Applying the inverse relationship of,

$cosec \theta + cot \theta =\displaystyle\frac{1}{cosec \theta - cot \theta}$, we transform the target expression to,

$E=\displaystyle\frac{cot \theta + cosec \theta - 1}{cot \theta -cosec \theta +1}$

$=\displaystyle\frac{\displaystyle\frac{1}{cosec \theta - cot \theta} - 1}{cot \theta -cosec \theta +1}$

$=\displaystyle\frac{1}{cosec \theta - cot\theta}\times{\displaystyle\frac{cot \theta -cosec \theta + 1}{cot \theta -cosec \theta +1}}$

$=\displaystyle\frac{1}{cosec \theta - cot \theta}$

$=cosec \theta + cot \theta$.

Again detecting the very useful pattern of friendly trigonometric function pair and using the pattern judiciously we reach the solution elegantly in a few simple steps.

**Answer:** b: $cosec \theta + cot \theta$.

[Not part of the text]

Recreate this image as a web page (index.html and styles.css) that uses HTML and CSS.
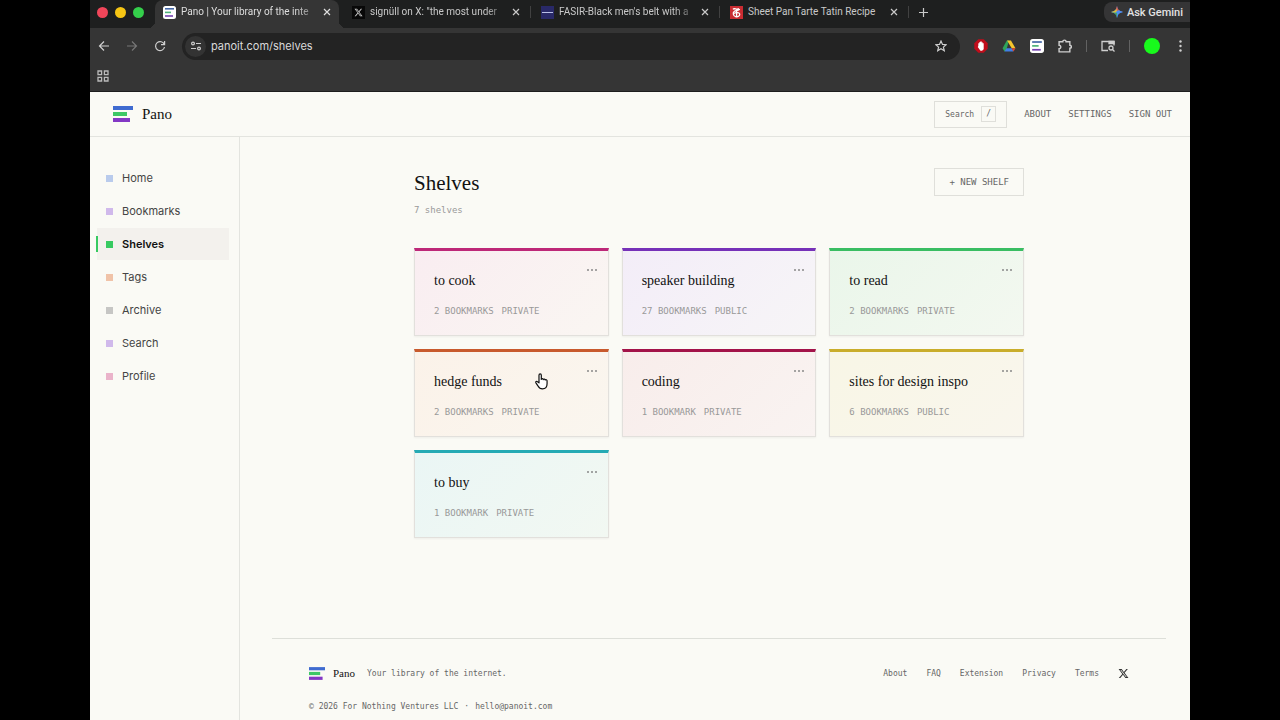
FILE: index.html
```html
<!DOCTYPE html>
<html lang="en">
<head>
  <meta charset="UTF-8">
  <meta name="viewport" content="width=device-width, initial-scale=1.0">
  <title>Pano | Your library of the internet</title>
  <link rel="stylesheet" href="styles.css">
</head>
<body>

<!-- shared icons -->
<svg class="defs" aria-hidden="true">
  <symbol id="pano" viewBox="0 0 20 16">
    <path fill="#3f6bd0" d="M0 0h20v4H0z"/>
    <path fill="#3ec766" d="M0 6h14v4H0z"/>
    <path fill="#8338c5" d="M0 12h17v4H0z"/>
  </symbol>
  <symbol id="x-logo" viewBox="0 0 24 24">
    <path fill="currentColor" d="M18.24 2.25h3.31l-7.23 8.26 8.5 11.24h-6.66l-5.21-6.82-5.97 6.82H1.68l7.73-8.84L1.25 2.25h6.83l4.71 6.23zm-1.16 17.52h1.83L7.08 4.13H5.12z"/>
  </symbol>
  <symbol id="close" viewBox="0 0 8 8">
    <path fill="none" stroke="currentColor" stroke-width="1.2" d="M1 1l6 6M7 1L1 7"/>
  </symbol>
  <symbol id="pano-app" viewBox="0 0 13 13">
    <rect width="13" height="13" rx="2.5" fill="#fff"/>
    <path fill="#4568a8" d="M2 2h9v1.6H2z"/>
    <path fill="#4fb37c" d="M2 5.6h6v1.6H2z"/>
    <path fill="#7440b0" d="M2 9.2h8v1.6H2z"/>
  </symbol>
</svg>

<div class="window">

  <div class="tabstrip">
    <div class="lights"><i class="red"></i><i class="yellow"></i><i class="green"></i></div>
    <div class="tab active">
      <svg class="favicon"><use href="#pano-app"/></svg>
      <a class="tab-title fade" href="#pano">Pano | Your library of the inte</a>
      <button class="tab-close" aria-label="Close tab"><svg><use href="#close"/></svg></button>
    </div>
    <div class="tab">
      <span class="favicon x-icon"><svg><use href="#x-logo"/></svg></span>
      <a class="tab-title fade" href="#x">signüll on X: "the most under</a>
      <button class="tab-close" aria-label="Close tab"><svg><use href="#close"/></svg></button>
    </div>
    <div class="tab">
      <svg class="favicon" viewBox="0 0 13 13"><path fill="#292968" d="M0 0h13v13H0z"/><path fill="#b9bfe8" d="M1 6h11v1H1z"/></svg>
      <a class="tab-title fade" href="#belt">FASIR-Black men's belt with a</a>
      <button class="tab-close" aria-label="Close tab"><svg><use href="#close"/></svg></button>
    </div>
    <div class="tab">
      <svg class="favicon" viewBox="0 0 13 13"><path fill="#c92c32" d="M0 0h13v13H0z"/><path fill="none" stroke="#fff" stroke-width="1.3" d="M3 3.4c1.400-2 3.400 1 6-.8M9.400 3c.5 1.500-3.500 1.300-5 2.200-1.800 1.100-1.600 5.100 1.600 5.600 2.100.3 3.600-.8 3.700-2.300.1-1.400-1.200-2.100-2.700-1.700M6.600 4v6.500M4 7.500l2-1"/></svg>
      <a class="tab-title" href="#recipe">Sheet Pan Tarte Tatin Recipe</a>
      <button class="tab-close" aria-label="Close tab"><svg><use href="#close"/></svg></button>
    </div>
    <button class="new-tab" aria-label="New tab"><svg viewBox="0 0 9 9"><path stroke="currentColor" stroke-width="1.2" d="M4.500 0v9M0 4.500h9"/></svg></button>
    <button class="gemini">
      <svg viewBox="0 0 12 12">
        <path fill="#4a8df0" d="M6 0c.5 3.700 2.300 5.500 6 6-3.700.5-5.500 2.300-6 6-.5-3.700-2.300-5.500-6-6 3.700-.5 5.500-2.300 6-6z"/>
        <path fill="#e25a4d" d="M6 0c.5 3.700 2.300 5.500 6 6L6 5 4.900 3.600z"/>
        <path fill="#e0bd3b" d="M0 6c3-.4 4.500-1.500 5.300-3.500L6 5 4 6.900z"/>
        <path fill="#4a8df0" d="M12 6c-3.700.5-5.500 2.300-6 6V5l1.500-.8z"/>
        <path fill="#41a768" d="M0 6c3.700.5 5.500 2.300 6 6V7z"/>
      </svg>
      Ask Gemini
    </button>
  </div>

  <div class="toolbar">
    <button class="tool" aria-label="Back"><svg viewBox="0 0 12 12"><path d="M11 6H1.500M6 1.500L1.500 6 6 10.500"/></svg></button>
    <button class="tool dim" aria-label="Forward"><svg viewBox="0 0 12 12"><path d="M1 6h9.500M6 1.500L10.500 6 6 10.500"/></svg></button>
    <button class="tool" aria-label="Reload"><svg viewBox="0 0 12 12"><path d="M10.300 4.500A4.500 4.500 0 1 0 10.500 7M10.600 1v3.700H7"/></svg></button>
    <div class="omnibox">
      <button class="site-info" aria-label="Site information"><svg viewBox="0 0 12 12"><circle cx="3" cy="3.500" r="1.400"/><path d="M6 3.500h5M1 8.500h5"/><circle cx="9" cy="8.500" r="1.400"/></svg></button>
      <input class="url" type="text" value="panoit.com/shelves" aria-label="Address">
      <button class="tool" aria-label="Bookmark this page"><svg viewBox="0 0 12 12"><path d="M6 1l1.500 3.400 3.700.3-2.800 2.400.9 3.600L6 8.800l-3.300 1.900.9-3.600L.8 4.700l3.700-.3z"/></svg></button>
    </div>
    <div class="extensions">
      <button class="ext" aria-label="Ad blocker"><svg viewBox="0 0 13 13"><path fill="#c00d1b" d="M4 .3h5L12.700 4v5L9 12.700H4L.3 9V4z"/><path fill="#fff" d="M4 6.500V4h1V2.700h1V2h1v1h1v1h1v5.500l-1.500 1.300H6L3.500 7.500z"/></svg></button>
      <button class="ext" aria-label="Drive"><svg viewBox="0 0 13 13"><path fill="#2fa35a" d="M4.500 1.500h2L4 10.500 2.300 11.500.5 8.500z"/><path fill="#f5c52d" d="M4.700 1.500h3.600l4.200 7H9z"/><path fill="#417fe6" d="M.5 8.500L2.300 11.500h8.400L9 8.500H4.200L2.300 11.500z"/><path fill="#dc4934" d="M8.800 8.500h3.700l-1.800 3z"/></svg></button>
      <button class="ext" aria-label="Pano"><svg viewBox="0 0 13 13"><use href="#pano-app"/></svg></button>
      <button class="ext line" aria-label="Extensions"><svg viewBox="0 0 13 13"><path d="M1 2.500h3.500a1.500 1.500 0 0 1 3 0H11v3.300a1.400 1.400 0 0 1 0 2.800V12H1V9a1.600 1.600 0 0 0 0-3.200z"/></svg></button>
      <span class="rule"></span>
      <button class="ext line" aria-label="Search tabs"><svg viewBox="0 0 14 13"><path d="M7 11H1V2h12v4"/><path fill="currentColor" d="M8 2h5v2H8z"/><circle cx="10" cy="8.500" r="2"/><path d="M11.500 10l2 2"/></svg></button>
      <span class="rule"></span>
      <button class="avatar" aria-label="Profile"></button>
      <button class="kebab" aria-label="Menu"><svg viewBox="0 0 3 12"><circle cx="1.500" cy="1.500" r="1.200"/><circle cx="1.500" cy="6" r="1.200"/><circle cx="1.500" cy="10.500" r="1.200"/></svg></button>
    </div>
  </div>

  <div class="bookmarks-bar">
    <button class="apps" aria-label="Apps"><svg viewBox="0 0 12 12"><path d="M1 1h3.600v3.600H1zM7.400 1H11v3.600H7.400zM1 7.400h3.600V11H1zM7.400 7.400H11V11H7.400z"/></svg></button>
  </div>

  <div class="page">
    <header class="site-header">
      <a class="brand" href="#home"><svg><use href="#pano"/></svg>Pano</a>
      <nav class="top-nav">
        <button class="search">Search <kbd>/</kbd></button>
        <a href="#about">ABOUT</a>
        <a href="#settings">SETTINGS</a>
        <a href="#signout">SIGN OUT</a>
      </nav>
    </header>

    <div class="layout">
      <nav class="sidebar">
        <a class="blue" href="#home">Home</a>
        <a class="purple" href="#bookmarks">Bookmarks</a>
        <a class="green current" href="#shelves">Shelves</a>
        <a class="orange" href="#tags">Tags</a>
        <a class="gray" href="#archive">Archive</a>
        <a class="purple" href="#search">Search</a>
        <a class="pink" href="#profile">Profile</a>
      </nav>

      <div class="content">
        <main class="shelves">
          <div class="shelves-head">
            <div>
              <h1>Shelves</h1>
              <p>7 shelves</p>
            </div>
            <button class="new-shelf">+ NEW SHELF</button>
          </div>

          <div class="grid">
            <article class="card magenta">
              <h2><a href="#to-cook">to cook</a></h2>
              <p><span>2 BOOKMARKS</span><span>PRIVATE</span></p>
              <button class="more" aria-label="Shelf options"><i></i><i></i><i></i></button>
            </article>
            <article class="card violet">
              <h2><a href="#speaker">speaker building</a></h2>
              <p><span>27 BOOKMARKS</span><span>PUBLIC</span></p>
              <button class="more" aria-label="Shelf options"><i></i><i></i><i></i></button>
            </article>
            <article class="card emerald">
              <h2><a href="#to-read">to read</a></h2>
              <p><span>2 BOOKMARKS</span><span>PRIVATE</span></p>
              <button class="more" aria-label="Shelf options"><i></i><i></i><i></i></button>
            </article>
            <article class="card rust">
              <h2><a href="#hedge">hedge funds</a></h2>
              <p><span>2 BOOKMARKS</span><span>PRIVATE</span></p>
              <button class="more" aria-label="Shelf options"><i></i><i></i><i></i></button>
              <svg class="cursor" viewBox="0 0 14 18"><path fill="#fff" stroke="#111" stroke-width="1.300" stroke-linejoin="round" d="M4.300 10.500V2.200c0-1.900 2.500-1.900 2.500 0v4.600c.3-1.300 2-1.200 2.200.1.500-.9 1.900-.7 2 .5.700-.8 2-.3 2 .9v3.200c0 3-1.800 5.500-5 5.500-2.600 0-3.700-1.200-4.700-3.100L1 10.400c-.7-1.300.8-2.200 1.700-1.200z"/></svg>
            </article>
            <article class="card crimson">
              <h2><a href="#coding">coding</a></h2>
              <p><span>1 BOOKMARK</span><span>PRIVATE</span></p>
              <button class="more" aria-label="Shelf options"><i></i><i></i><i></i></button>
            </article>
            <article class="card gold">
              <h2><a href="#design">sites for design inspo</a></h2>
              <p><span>6 BOOKMARKS</span><span>PUBLIC</span></p>
              <button class="more" aria-label="Shelf options"><i></i><i></i><i></i></button>
            </article>
            <article class="card teal">
              <h2><a href="#to-buy">to buy</a></h2>
              <p><span>1 BOOKMARK</span><span>PRIVATE</span></p>
              <button class="more" aria-label="Shelf options"><i></i><i></i><i></i></button>
            </article>
          </div>
        </main>

        <footer class="site-footer">
          <div class="footer-row">
            <a class="brand small" href="#home"><svg><use href="#pano"/></svg>Pano</a>
            <span class="tagline">Your library of the internet.</span>
            <nav class="footer-nav">
              <a href="#about">About</a>
              <a href="#faq">FAQ</a>
              <a href="#extension">Extension</a>
              <a href="#privacy">Privacy</a>
              <a href="#terms">Terms</a>
              <a class="x-link" href="#x" aria-label="X"><svg><use href="#x-logo"/></svg></a>
            </nav>
          </div>
          <p class="legal"><span>© 2026 For Nothing Ventures LLC</span><span>·</span><a href="mailto:hello@panoit.com">hello@panoit.com</a></p>
        </footer>
      </div>
    </div>
  </div>
</div>

</body>
</html>
```
FILE: styles.css
```css
* {
  box-sizing: border-box;
}
body {
  margin: 0;
  background: #000;
  font-family: Inter, "Liberation Sans", sans-serif;
  font-size: 11px;
  color: #444;
}
a {
  color: inherit;
  text-decoration: none;
}
button {
  display: flex;
  align-items: center;
  justify-content: center;
  padding: 0;
  border: 0;
  background: none;
  color: inherit;
  font: inherit;
}
h1, h2, p {
  margin: 0;
  font-weight: normal;
}
svg {
  display: block;
}
.defs {
  display: none;
}
.window {
  display: flex;
  flex-direction: column;
  min-height: 100vh;
  margin: 0 90px;
}

/* browser tabs */
.tabstrip {
  display: flex;
  height: 28px;
  background: #1e1f1f;
  color: #c9c9c9;
}
.lights {
  display: flex;
  align-items: center;
  gap: 7px;
  width: 65px;
  height: 24px;
  padding-left: 7px;
}
.lights i {
  width: 11px;
  height: 11px;
  border-radius: 50%;
}
.lights .red {
  background: #f1465a;
}
.lights .yellow {
  background: #f6c514;
}
.lights .green {
  background: #34cf4b;
}
.tab {
  display: flex;
  align-items: center;
  position: relative;
  width: 189px;
  height: 24px;
  padding: 0 13px 0 8px;
}
.tab:not(.active)::after {
  content: "";
  width: 1px;
  height: 12px;
  position: absolute;
  right: 2px;
  background: #414141;
}
.tab.active {
  width: 184px;
  height: 28px;
  margin-right: 5px;
  padding: 0 8px 4px;
  border-radius: 8px 8px 0 0;
  background: #353535;
  color: #dedede;
}
.tab.active::before, .tab.active::after {
  content: "";
  position: absolute;
  bottom: 0;
  width: 7px;
  height: 7px;
}
.tab.active::before {
  left: -7px;
  background: radial-gradient(circle at 0 0, #1e1f1f 7px, #353535 7px);
}
.tab.active::after {
  right: -7px;
  background: radial-gradient(circle at 100% 0, #1e1f1f 7px, #353535 7px);
}
.favicon {
  flex: none;
  width: 13px;
  height: 13px;
}
.x-icon {
  padding: 2px;
  background: #080808;
}
.x-icon svg {
  width: 9px;
  height: 9px;
}
.tab-title {
  flex: 1;
  margin: 0 4px 0 5px;
  white-space: nowrap;
  font: 10px/16px Roboto, sans-serif;
}
.fade {
  -webkit-mask-image: linear-gradient(90deg, #000 115px, transparent 140px);
  mask-image: linear-gradient(90deg, #000 115px, transparent 140px);
}
.tab-close svg {
  width: 8px;
  height: 8px;
}
.new-tab {
  width: 24px;
  height: 24px;
}
.new-tab svg {
  width: 9px;
  height: 9px;
}
.gemini {
  gap: 4px;
  height: 20px;
  margin: 2px 0 0 auto;
  padding: 0 7px;
  border-radius: 8px 0 0 8px;
  background: #353536;
  color: #e2e2e2;
  font: 500 11px Roboto, sans-serif;
}
.gemini svg {
  width: 12px;
  height: 12px;
}

/* address bar */
.toolbar {
  display: flex;
  align-items: center;
  height: 36px;
  padding: 0 8px;
  background: #353535;
  color: #cfcfcf;
}
.tool {
  width: 12px;
  height: 20px;
  margin-right: 16px;
}
.tool svg, .site-info svg {
  width: 12px;
  height: 12px;
  fill: none;
  stroke: currentColor;
  stroke-width: 1.2;
}
.dim {
  color: #777;
}
.omnibox {
  display: flex;
  flex: 1;
  align-items: center;
  gap: 5px;
  height: 27px;
  padding-left: 3px;
  border-radius: 14px;
  background: #232323;
}
.omnibox .tool {
  margin-right: 13px;
}
.site-info {
  width: 21px;
  height: 21px;
  border-radius: 50%;
  background: #333;
}
.url {
  flex: 1;
  min-width: 0;
  padding: 0;
  border: 0;
  background: none;
  color: #dadada;
  font: 11px Inter, "Liberation Sans", sans-serif;
}
.extensions {
  display: flex;
  align-items: center;
  gap: 14px;
  padding-left: 14px;
}
.ext, .ext svg {
  width: 14px;
  height: 14px;
}
.line svg {
  fill: none;
  stroke: currentColor;
  stroke-width: 1.3;
}
.rule {
  width: 1px;
  height: 12px;
  background: #626262;
}
.avatar {
  width: 16px;
  height: 16px;
  border-radius: 50%;
  background: #18fa1c;
}
.kebab {
  margin-left: 5px;
}
.kebab svg {
  width: 3px;
  height: 12px;
  fill: currentColor;
}
.bookmarks-bar {
  display: flex;
  height: 28px;
  padding: 6px 7px 0;
  border-bottom: 1px solid #1d1d1d;
  background: #353535;
  color: #bbb;
}
.apps {
  height: 12px;
}
.apps svg {
  width: 12px;
  height: 12px;
  fill: none;
  stroke: currentColor;
  stroke-width: 1.3;
}

/* Pano */
.page {
  display: flex;
  flex: 1;
  flex-direction: column;
  background: #fafaf5;
}
.site-header {
  display: flex;
  align-items: center;
  justify-content: space-between;
  height: 45px;
  padding: 0 18px 0 23px;
  border-bottom: 1px solid #e3e4df;
}
.brand {
  display: flex;
  align-items: center;
  gap: 9px;
  color: #111;
  font: 15px "Liberation Serif", serif;
}
.brand svg {
  width: 20px;
  height: 16px;
}
.brand.small {
  gap: 8px;
  font-size: 11px;
}
.brand.small svg {
  width: 16px;
  height: 13px;
}
.top-nav {
  display: flex;
  align-items: center;
  gap: 17px;
  color: #666;
  font: 9px "DejaVu Sans Mono", monospace;
}
.search {
  gap: 7px;
  height: 27px;
  padding: 0 10px;
  border: 1px solid #dfdfda;
  font-size: 8px;
}
.search kbd {
  width: 15px;
  border: 1px solid #dfdfda;
  font: inherit;
  line-height: 14px;
}
.layout {
  display: flex;
  flex: 1;
}
.sidebar {
  display: flex;
  flex: none;
  flex-direction: column;
  gap: 1px;
  width: 150px;
  padding: 25px 10px 0 7px;
  border-right: 1px solid #e3e4df;
}
.sidebar a {
  display: flex;
  align-items: center;
  gap: 9px;
  position: relative;
  height: 32px;
  padding-left: 9px;
}
.sidebar a::before {
  content: "";
  width: 7px;
  height: 7px;
  background: var(--dot);
}
.sidebar .current {
  background: #f3f1ed;
  color: #111;
  font-weight: 600;
}
.sidebar .current::after {
  content: "";
  position: absolute;
  left: -1px;
  width: 2px;
  height: 16px;
  background: var(--dot);
}
.blue { --dot: #b9cbec; }
.purple { --dot: #d0b9eb; }
.green { --dot: #37ca61; }
.orange { --dot: #f0c3a8; }
.gray { --dot: #c6c6c4; }
.pink { --dot: #eab3ca; }

.content {
  display: flex;
  flex: 1;
  flex-direction: column;
  padding: 0 24px 0 32px;
}
.shelves {
  flex: 1;
  width: 100%;
  max-width: 610px;
  margin: 0 auto;
  padding: 31px 0 100px;
}
.shelves-head {
  display: flex;
  align-items: flex-start;
  justify-content: space-between;
  margin-bottom: 32px;
}
.shelves h1 {
  color: #111;
  font: 21px/30px "Liberation Serif", serif;
}
.shelves-head p {
  margin-top: 6px;
  color: #999;
  font: 9px/12px "DejaVu Sans Mono", monospace;
}
.new-shelf {
  height: 28px;
  padding: 0 14px;
  border: 1px solid #dfdfda;
  color: #666;
  font: 9px "DejaVu Sans Mono", monospace;
}
.grid {
  display: grid;
  grid-template-columns: repeat(3, 1fr);
  gap: 13px;
}
.card {
  position: relative;
  height: 88px;
  padding: 20px 19px;
  border: 1px solid #e2e0dc;
  border-top: 3px solid var(--edge);
  background: linear-gradient(135deg, var(--tint), var(--fade));
  box-shadow: 0 1px 2px #0000000d;
}
.card h2 {
  color: #111;
  font: 14px/20px "Liberation Serif", serif;
  white-space: nowrap;
}
.card p {
  display: flex;
  gap: 8px;
  margin-top: 13px;
  color: #999;
  font: 9px/14px "DejaVu Sans Mono", monospace;
  white-space: nowrap;
}
.more {
  gap: 2px;
  position: absolute;
  top: 15px;
  right: 11px;
  height: 8px;
}
.more i {
  width: 2px;
  height: 2px;
  border-radius: 50%;
  background: #888;
}
.magenta { --edge: #bd2878; --tint: #f9edf1; --fade: #faf6f2; }
.violet { --edge: #7631b8; --tint: #f3edf8; --fade: #f7f5f7; }
.emerald { --edge: #39bd62; --tint: #eaf6ea; --fade: #f3f8f0; }
.rust { --edge: #c85a2d; --tint: #fbf2e9; --fade: #faf6ef; }
.crimson { --edge: #a31349; --tint: #f8edeb; --fade: #f9f3f1; }
.gold { --edge: #c9ad2b; --tint: #f8f6e6; --fade: #f9f6ed; }
.teal { --edge: #25aab4; --tint: #eaf6f5; --fade: #f2f8f2; }
.cursor {
  position: absolute;
  top: 21px;
  right: 60px;
  width: 13px;
  height: 17px;
}

.site-footer {
  padding: 26px 37px 7px;
  border-top: 1px solid #dddfd9;
  color: #666;
  font: 8px "DejaVu Sans Mono", monospace;
}
.footer-row {
  display: flex;
  align-items: center;
  height: 16px;
}
.tagline {
  margin-left: 12px;
}
.footer-nav {
  display: flex;
  align-items: center;
  gap: 19px;
  margin-left: auto;
}
.x-link svg {
  width: 11px;
  height: 11px;
  color: #333;
}
.legal {
  display: flex;
  gap: 6px;
  margin-top: 20px;
  line-height: 12px;
}
```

**Key concepts and techniques used:** * Key patten identification *--

*--*

**concept of friendly trigonometric function pair****-- basic algebraic concepts -- efficient simplification.**

*rich trigonometry concepts***Important:** To be able to apply a rich problem solving concept, we need to

- first, be fully aware of the concept,
- second, be aware of the basic patterns involved in the concept,
- third, detect the useful patterns in the problem, and finally,
- fourth, decide how to exploit the rich concept utilizing the power of the problem solving pattern and execute the steps.

We need not only to go through the concept and its applicability, ** we must also solve a number of problems independently** using the concept to be able to apply it when it is needed.